Sen. Marco Rubio, R-Fla., who has taught politics classes at the university for several years, formally asked the U.S. Transportation Department to review the bridge's "design, construction, and ultimate failure."

"What safety standards are in place to ensure speed does not compromise safety in accelerated bridge construction?" he asked in a letter to Transportation Secretary Elaine Chao. "What materials, and from what sources, were used in bridge construction? What, if any, safety procedures were not followed in this instance?"

Rep. Mario Diaz-Balart, R-Fla., who represents part of Miami in the U.S. House, said the engineering company monitoring the project, BDI of Louisville, Colorado, "is super well-renowned, so that is why this is beyond shocking."

Image: Map of walkway collapse
Roque Ruiz

BDI said in a statement that it was "deeply saddened" by the collapse.

Munilla Construction Management of Miami, a prominent firm with numerous multimillion-dollar construction contracts in the region, said it was "devastated" and would conduct a full investigation.

Just 10 days ago, Munilla was sued in state circuit court in Miami by a worker for the Transportation Security Administration, who claimed that he was injured in October 2016 when a temporary bridge collapsed at Fort Lauderdale-Hollywood International Airport, where Munilla is in charge of a $128 million expansion project.

The complaint, which was obtained by NBC News, accuses Munilla of "shoddy" work. Tesha Allison, a lawyer for the plaintiff, Jose Perez, said he suffered broken bones and spinal injuries.

State and federal court records list several other actions against Munilla, which isn't unusual for large, successful construction companies. The company has a strong reputation within the industry and has worked for major clients, like Southwest Airlines and the cities of Miami and Dallas, according to Construction News, an industry trade journal.

A Fort Lauderdale airport spokesman said Thursday that no changes to Munilla's contract were planned.

The co-designer of the Florida International University project, Figg Bridge Group of Tallahassee, Florida, said it would fully cooperate with any investigation.

"In our 40-year history, nothing like this has ever happened before," Figg said in a statement.

Figg also designed the Bob Graham Sunshine Skyway Bridge, a four-mile-long section of Interstate 275 in the Tampa-St. Petersburg region that opened in 1987, and co-designed the Leonard P. Zakim Bunker Hill Memorial Bridge in Boston, which opened in 2003.
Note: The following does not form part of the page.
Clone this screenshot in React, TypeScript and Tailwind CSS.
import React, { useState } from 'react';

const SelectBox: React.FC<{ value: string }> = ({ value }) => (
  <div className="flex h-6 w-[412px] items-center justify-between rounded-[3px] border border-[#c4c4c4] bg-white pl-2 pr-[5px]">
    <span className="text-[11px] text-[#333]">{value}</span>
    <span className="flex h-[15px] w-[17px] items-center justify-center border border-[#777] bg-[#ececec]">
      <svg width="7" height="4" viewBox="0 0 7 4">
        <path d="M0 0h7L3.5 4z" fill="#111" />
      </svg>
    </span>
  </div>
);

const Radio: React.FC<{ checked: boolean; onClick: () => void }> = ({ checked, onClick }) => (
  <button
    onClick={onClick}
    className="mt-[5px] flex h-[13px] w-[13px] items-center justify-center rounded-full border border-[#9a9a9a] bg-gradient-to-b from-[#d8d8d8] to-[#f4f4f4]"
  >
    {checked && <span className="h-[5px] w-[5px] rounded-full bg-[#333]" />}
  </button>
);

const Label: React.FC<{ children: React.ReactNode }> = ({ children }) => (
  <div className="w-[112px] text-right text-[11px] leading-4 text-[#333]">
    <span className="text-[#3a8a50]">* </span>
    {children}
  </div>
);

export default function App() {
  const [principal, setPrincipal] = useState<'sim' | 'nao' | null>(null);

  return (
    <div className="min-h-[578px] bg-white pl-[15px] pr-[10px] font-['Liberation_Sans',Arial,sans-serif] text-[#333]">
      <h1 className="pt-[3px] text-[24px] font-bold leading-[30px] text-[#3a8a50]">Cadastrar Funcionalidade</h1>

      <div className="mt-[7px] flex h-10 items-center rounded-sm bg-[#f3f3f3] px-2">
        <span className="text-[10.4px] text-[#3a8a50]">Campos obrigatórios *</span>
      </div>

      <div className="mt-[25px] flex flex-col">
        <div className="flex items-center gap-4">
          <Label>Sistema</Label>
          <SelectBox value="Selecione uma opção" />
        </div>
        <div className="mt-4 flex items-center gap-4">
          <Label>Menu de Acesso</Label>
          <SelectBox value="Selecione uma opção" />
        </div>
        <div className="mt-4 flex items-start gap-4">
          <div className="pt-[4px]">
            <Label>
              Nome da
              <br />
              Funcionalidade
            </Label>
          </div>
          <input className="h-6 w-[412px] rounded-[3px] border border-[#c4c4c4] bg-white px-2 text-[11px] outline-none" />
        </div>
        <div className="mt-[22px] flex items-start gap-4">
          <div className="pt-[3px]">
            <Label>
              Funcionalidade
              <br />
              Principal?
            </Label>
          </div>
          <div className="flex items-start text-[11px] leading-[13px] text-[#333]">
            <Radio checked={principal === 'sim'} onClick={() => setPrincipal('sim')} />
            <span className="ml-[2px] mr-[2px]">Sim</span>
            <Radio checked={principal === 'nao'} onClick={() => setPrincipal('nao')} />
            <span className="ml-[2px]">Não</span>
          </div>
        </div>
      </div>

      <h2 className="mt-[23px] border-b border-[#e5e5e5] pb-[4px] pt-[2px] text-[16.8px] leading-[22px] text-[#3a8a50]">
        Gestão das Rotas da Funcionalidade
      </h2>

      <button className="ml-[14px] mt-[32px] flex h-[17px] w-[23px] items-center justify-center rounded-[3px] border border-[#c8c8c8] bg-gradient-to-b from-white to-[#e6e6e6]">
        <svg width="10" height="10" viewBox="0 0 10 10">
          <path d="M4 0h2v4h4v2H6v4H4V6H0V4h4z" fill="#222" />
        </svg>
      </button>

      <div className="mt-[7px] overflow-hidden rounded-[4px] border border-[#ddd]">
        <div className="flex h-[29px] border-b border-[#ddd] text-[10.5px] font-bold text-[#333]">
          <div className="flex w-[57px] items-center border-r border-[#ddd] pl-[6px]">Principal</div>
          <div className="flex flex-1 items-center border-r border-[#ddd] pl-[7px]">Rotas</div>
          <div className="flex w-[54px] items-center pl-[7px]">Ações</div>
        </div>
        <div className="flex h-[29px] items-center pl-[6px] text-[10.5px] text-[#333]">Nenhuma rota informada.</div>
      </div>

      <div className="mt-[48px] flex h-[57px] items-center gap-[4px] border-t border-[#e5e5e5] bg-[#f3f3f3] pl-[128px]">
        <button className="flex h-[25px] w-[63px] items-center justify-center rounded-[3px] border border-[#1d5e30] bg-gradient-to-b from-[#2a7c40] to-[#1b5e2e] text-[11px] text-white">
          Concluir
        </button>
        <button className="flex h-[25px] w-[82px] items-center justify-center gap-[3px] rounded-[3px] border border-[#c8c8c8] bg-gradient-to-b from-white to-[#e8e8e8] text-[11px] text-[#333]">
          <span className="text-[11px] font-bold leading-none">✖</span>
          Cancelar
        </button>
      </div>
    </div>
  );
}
In a statement, the Massachusetts Transportation Department said the design of the Zakim Bridge was different from the design of the FIU bridge. The agency said it was "fully confident in the safety of the Zakim Bridge."

While the specific design may be different, both projects were built under the accelerated protocol. Accelerated construction ideas have been used for many years, but they weren't formalized until 2010 with the establishment of the Center for Accelerated Bridge Construction at FIU, in partnership with Iowa State University and the University of Nevada at Reno. The University of Washington and the University of Oklahoma joined the program in 2016 under a federal grant.

In accelerated construction, most or all of a bridge project is fabricated off-site and then put into place all at once, ideally disrupting traffic for only a few hours or days.

The protocol "can improve safety to workers and the public," Seema Javeri, a traffic operations and work zone safety manager for the Federal Highway Administration, said in a web conference on the technology in 2013.

"It's safer since construction workers are not working near active traffic for days on end, as with traditional approaches," Javeri said. "It saves the traveling public time in traffic delays and road closures, and it reduces construction season and time. With cost savings, there's improved quality of the product, and the accelerated project times can potentially reduce project costs."

While it's only a few years old, the technique has been widely adopted by governments and industry organizations alarmed by the delays, costs and safety hazards of building new bridges and repairing old ones, which traditionally has meant closing jampacked roads and highways for months.

It is behind numerous high-profile bridge projects in recent years, including:

  • A bridge over Interstate 15 in Mesquite, Nevada, which the Federal Highway Administration says was put in place in just six hours in January 2012.
  • Replacement of the Cedar Street Bridge over Route 9 in Wellesley, Massachusetts, which was completed in 62 hours in mid-2011.
  • Rehabilitation of the F.W. Cappelen Memorial Bridge, a five-span arch bridge carrying Franklin Avenue over the Mississippi River in Minneapolis. The rehabilitated bridge reopened last year.

"Today, ABC projects have been completed successfully, or are underway, in 44 states, with Utah, Texas, Massachusetts, Vermont and Pennsylvania leading the way," HNTB Corp., a prominent architectural and engineering firm based in Kansas City, Missouri, said in a 2016 white paper.